Investors are looking at the ever-more closely looming fiscal cliff with increasing concern, as economists warn about the potential dangers of allowing huge tax increases and spending cuts to take effect when the recovery is already on fragile ground. Yet while almost everyone's attention is squarely on rising tax rates in 2013 and long-term solutions to entitlement programs, one big potential bump in the economic road has already happened -- and the government needs to do what everyone already expects it will do and fix the problem before it threatens to throw the U.S. economy into a tailspin.

Alternative minimum tax: Not just for rich people anymore
The alternative minimum tax isn't something that most people pay much attention to. The AMT was originally designed to ensure that wealthy people paid at least a certain minimum amount of tax, regardless of how many tax deductions and income shelters they used to try to reduce their tax bills.

Over time, though, the AMT has affected more and more people. That's primarily because most of the dollar amounts that the AMT refers to in calculating the tax are fixed amounts that aren't indexed for inflation.
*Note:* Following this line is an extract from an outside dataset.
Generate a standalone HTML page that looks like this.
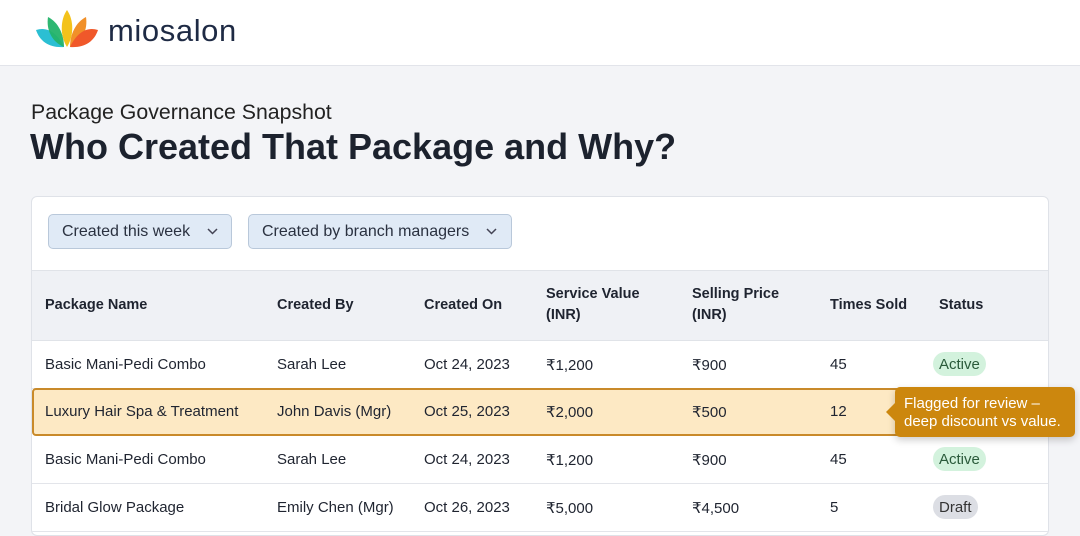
<!DOCTYPE html>
<html><head><meta charset="utf-8"><style>
*{box-sizing:border-box;margin:0;padding:0}
body{width:1080px;height:528px;overflow:hidden;background:#f3f4f7;font-family:"Liberation Sans",sans-serif;color:#1f2430;position:relative}
.top{position:absolute;left:0;top:0;width:1080px;height:66px;background:#fff;border-bottom:1px solid #e2e4ea}
.logo{position:absolute;left:108px;top:13px;font-size:31px;color:#1e2a44;letter-spacing:0.6px}
h2{position:absolute;left:31px;top:100px;font-size:21.3px;font-weight:400;color:#222}
h1{position:absolute;left:30px;top:126px;font-size:36px;font-weight:700;color:#1c222e}
.card{position:absolute;left:31px;top:196px;width:1018px;height:340px;background:#fff;border:1px solid #dfe2e8;border-radius:6px;overflow:hidden}
.f{position:absolute;top:17px;height:35px;background:#e0eaf6;border:1px solid #b9c8da;border-radius:5px;font-size:16px;color:#2a3140;line-height:33px;padding-left:13px}
.f svg{position:absolute;top:13px}
.thead{position:absolute;left:0;top:73px;width:1018px;height:71px;background:#eff1f5;border-top:1px solid #e0e3e8;border-bottom:1px solid #e0e3e8}
.c{position:absolute;font-size:15px}
.th{font-weight:700;font-size:14.5px;line-height:21px}
.row{position:absolute;left:0;width:1018px;height:48px;border-bottom:1px solid #e3e5ea}
.row .c{top:15px}
.hl{background:#fde9c4;border:2px solid #c98a2a;border-radius:4px;left:0;width:1018px}
.b{position:absolute;top:11px;height:24px;border-radius:12px;font-size:15px;line-height:26px;padding:0 6px}
.tip{position:absolute;left:895px;top:387px;width:180px;height:50px;background:#cc870e;border-radius:5px;color:#fff;font-size:15px;line-height:18px;padding:8px 9px;box-shadow:0 3px 8px rgba(0,0,0,.2)}
.tip:before{content:"";position:absolute;left:-9px;top:16px;border:9px solid transparent;border-left:0;border-right-color:#cc870e}
</style></head><body>
<div class="top">
<svg style="position:absolute;left:34px;top:10px" width="66" height="40" viewBox="0 0 66 40">
<path d="M2 20 C14 16 24 24 30 37 C16 38 6 32 2 20Z" fill="#2bbfd3"/>
<path d="M14 7 C24 12 30 24 30 37 C18 32 12 20 14 7Z" fill="#23b36a" opacity=".95"/>
<path d="M33 0 C40 10 40 26 33 37 C26 26 26 10 33 0Z" fill="#f3c21b"/>
<path d="M52 7 C54 20 48 32 36 37 C36 24 42 12 52 7Z" fill="#f08a1e" opacity=".95"/>
<path d="M64 20 C60 32 50 38 36 37 C42 24 52 16 64 20Z" fill="#f0582a"/>
</svg>
<div class="logo">miosalon</div>
</div>
<h2>Package Governance Snapshot</h2>
<h1>Who Created That Package and Why?</h1>
<div class="card">
<div class="f" style="left:16px;width:184px">Created this week<svg style="left:158px" width="11" height="7"><path d="M1 1l4.5 4.5L10 1" stroke="#445" stroke-width="1.5" fill="none"/></svg></div>
<div class="f" style="left:216px;width:264px">Created by branch managers<svg style="left:237px" width="11" height="7"><path d="M1 1l4.5 4.5L10 1" stroke="#445" stroke-width="1.5" fill="none"/></svg></div>
<div class="thead">
<div class="c th" style="left:13px;top:24px">Package Name</div>
<div class="c th" style="left:245px;top:24px">Created By</div>
<div class="c th" style="left:392px;top:24px">Created On</div>
<div class="c th" style="left:514px;top:13px">Service Value<br>(INR)</div>
<div class="c th" style="left:660px;top:13px">Selling Price<br>(INR)</div>
<div class="c th" style="left:798px;top:24px">Times Sold</div>
<div class="c th" style="left:907px;top:24px">Status</div>
</div>
<div class="row" style="top:144px"><div class="c" style="left:13px">Basic Mani-Pedi Combo</div><div class="c" style="left:245px">Sarah Lee</div><div class="c" style="left:392px">Oct 24, 2023</div><div class="c" style="left:514px">₹1,200</div><div class="c" style="left:660px">₹900</div><div class="c" style="left:798px">45</div><div class="b" style="left:901px;background:#d3f2dd;color:#2a5a3a">Active</div></div>
<div class="row hl" style="top:191px;height:48px"><div class="c" style="left:11px;top:13px">Luxury Hair Spa &amp; Treatment</div><div class="c" style="left:243px;top:13px">John Davis (Mgr)</div><div class="c" style="left:390px;top:13px">Oct 25, 2023</div><div class="c" style="left:512px;top:13px">₹2,000</div><div class="c" style="left:658px;top:13px">₹500</div><div class="c" style="left:796px;top:13px">12</div></div>
<div class="row" style="top:239px"><div class="c" style="left:13px">Basic Mani-Pedi Combo</div><div class="c" style="left:245px">Sarah Lee</div><div class="c" style="left:392px">Oct 24, 2023</div><div class="c" style="left:514px">₹1,200</div><div class="c" style="left:660px">₹900</div><div class="c" style="left:798px">45</div><div class="b" style="left:901px;background:#d3f2dd;color:#2a5a3a">Active</div></div>
<div class="row" style="top:287px"><div class="c" style="left:13px">Bridal Glow Package</div><div class="c" style="left:245px">Emily Chen (Mgr)</div><div class="c" style="left:392px">Oct 26, 2023</div><div class="c" style="left:514px">₹5,000</div><div class="c" style="left:660px">₹4,500</div><div class="c" style="left:798px">5</div><div class="b" style="left:901px;background:#dcdee4;color:#333">Draft</div></div>
</div>
<div class="tip">Flagged for review –<br>deep discount vs value.</div>
</body></html>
As a result, slowly but surely, more taxpayers have become subject to AMT, with an estimated 4 million having paid the tax in 2011. That number would have been far larger if Congress hadn't traditionally made inflation adjustments to the AMT.

At the beginning of 2012, provisions that called for automatic increases to the amount of income exempt from the alternative minimum tax expired. As a result, under the tax law that has governed taxpayers throughout this year, AMT exemption amounts fell by 30% to 40%.

On past occasions, Congress has gone back and retroactively raised exemptions on the AMT in order to avoid problems. Indeed, most taxpayers have assumed that this would be the case in 2012 as well. Yet with two weeks to go in the year, Congress hasn't yet chosen to get the job done, and now, analysts are looking closely at the fallout that could result from a continuing failure to act.

The consequences
The IRS has said that without a patch, as many as 60 million Americans could be affected by the AMT, with 33 million of those potentially having to pay the tax. Calculations of the average AMT tax burden among those taxpayers vary, but with a typical increase being in the $3,500 to $4,000 range and the maximum hit closer to $8,000, it's not an insignificant amount.

The most obvious business impact of a higher AMT would be on retailers catering to customers with incomes in the $200,000 to $500,000 range, as they're typically the ones who bear the biggest part of the AMT burden, and so their increases in the tax are likely to be the biggest. Michael Kors (CPRI -2.73%), Coach (TPR -1.56%), and Nordstrom (JWN 4.15%) are among the businesses that have had the most success catering to the rising affluent -- those who aren't filthy rich but who aspire to become so -- and could therefore take the biggest hits from a reduction in their fortunes.

Yet even those who don't have to pay the tax could suffer. The IRS has said that even among those who end up not having to pay the tax, 2012 tax refunds could get delayed. That's even true if lawmakers eventually do fix the issue, since the IRS would have to go back and change all of its tax forms to accommodate whatever rules lawmakers end up enacting. With the IRS having paid almost $213 billion in refunds during the first quarter of 2012, a three-month delay in processing refunds could be devastating to the short-term health of the economy, reducing disposable income and posing particular problems for Best Buy (BBY 0.49%), Ford (F 0.54%), and other sellers of big-ticket items that rely on refund checks to pay for down payments.

Get it done
Unlike other fiscal cliff issues, both parties have historically supported legislation to "patch" the AMT. Lawmakers shouldn't wait for a grand compromise on tax policy writ large before fixing this isolated problem, given the huge impact it could have on the broader economy. If lawmakers can't give taxpayers any certainty about what 2013 will bring, it can at least give them that certainty for 2012 by fixing the AMT now. Not doing so risks the very real possibility of exactly the economic problems lawmakers have worked so hard to avoid.